Let $(X,d_{disc})$ be a metric space with the discrete metric. Let $E$ be a subset of $X$ which contains at least two elements. Show that $E$ is disconnected.
Def: E is disconnected iff $\exists$ disjoint non-empty open sets $V,W \subseteq E$ s.t. $V\cup W=E$
$(\Rightarrow)$ Assume that E is disconnected
WTS $\exists$ disjoint non-empty open sets $V,W \subseteq E$ s.t. $V\cup W=E$
Assume that $V,W \subseteq X$
We are in the discrete metric where each element is $1$ unit apart, therefore $\forall$ $x\in E$ we know that it has to be either in $V$ or $W$ but it can't be in both. This shows that $V$ and $W$ are disjoint.
Also, since there are at least $2$ elements in $E$ we know that we have "enough" elements to ensure that neither $V$ nor $W$ are empty and they are open since the discrete metric is both open and closed, so we can just take its open property.
Intuitively it is clear to me as to why $V\cap W=E$. This is because, say $V$ and $W$ are not "big enough" to equal $E$ we can always make them "bigger" until eventually their union will be equal to E, and they will never overlap due to the above reasoning. But I can't put this into proper words.
Please let me know if this direction is correct so far and any advice on finishing it, so I can complete the other on this post, thank you!
This is wrong. Why can't $x$ be in both? For all you know, maybe $V=\{x\}$ and $W=\{x,y\}$ for some other point $y$. Or for all you know, maybe $V$ and $W$ are actually the same set! You never assumed they weren't.

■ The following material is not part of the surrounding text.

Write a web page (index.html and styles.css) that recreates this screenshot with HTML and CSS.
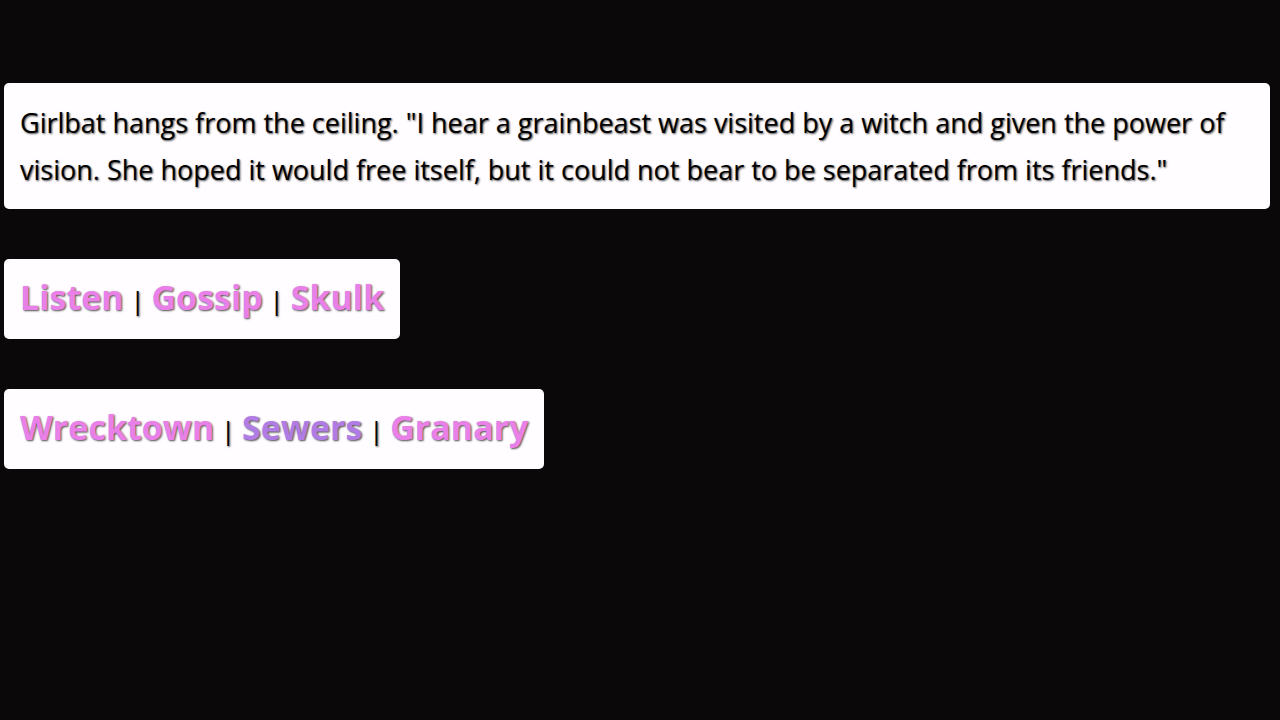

The larger issue here is that you are trying to prove the wrong thing. You want to prove there exist $V$ and $W$ with the required conditions (subsets of $X$, disjoint, open, nonempty, their union is $X$). That means you want to describe a specific example of such a $V$ and $W$. You don't want to start by just assuming you have arbitrary $V$ and $W$, since arbitrary $V$ and $W$ probably won't work. For instance, if someone asked you to show that there is a perfect square which is $2$ less than a perfect cube, you wouldn't start by considering an arbitrary perfect square. Most perfect squares aren't $2$ less than a perfect cube! Instead, you would want to just find one specific example that does work: $25$ is a perfect square that is $2$ less than the perfect cube $27$.
So, you want to define some specific subsets $V$ and $W$ of $X$ which have the required properties. As a hint, note that since you want $V\cap W=\emptyset$ and $V\cup W=X$, once you've chosen $V$, you have only one choice of $W$: $W$ must be the complement of $V$ in $X$. So you can think of it instead as picking some subset $V$, such that if you define $W$ to be its complement, then $V$ and $W$ are both open and nonempty. What might you pick $V$ to be?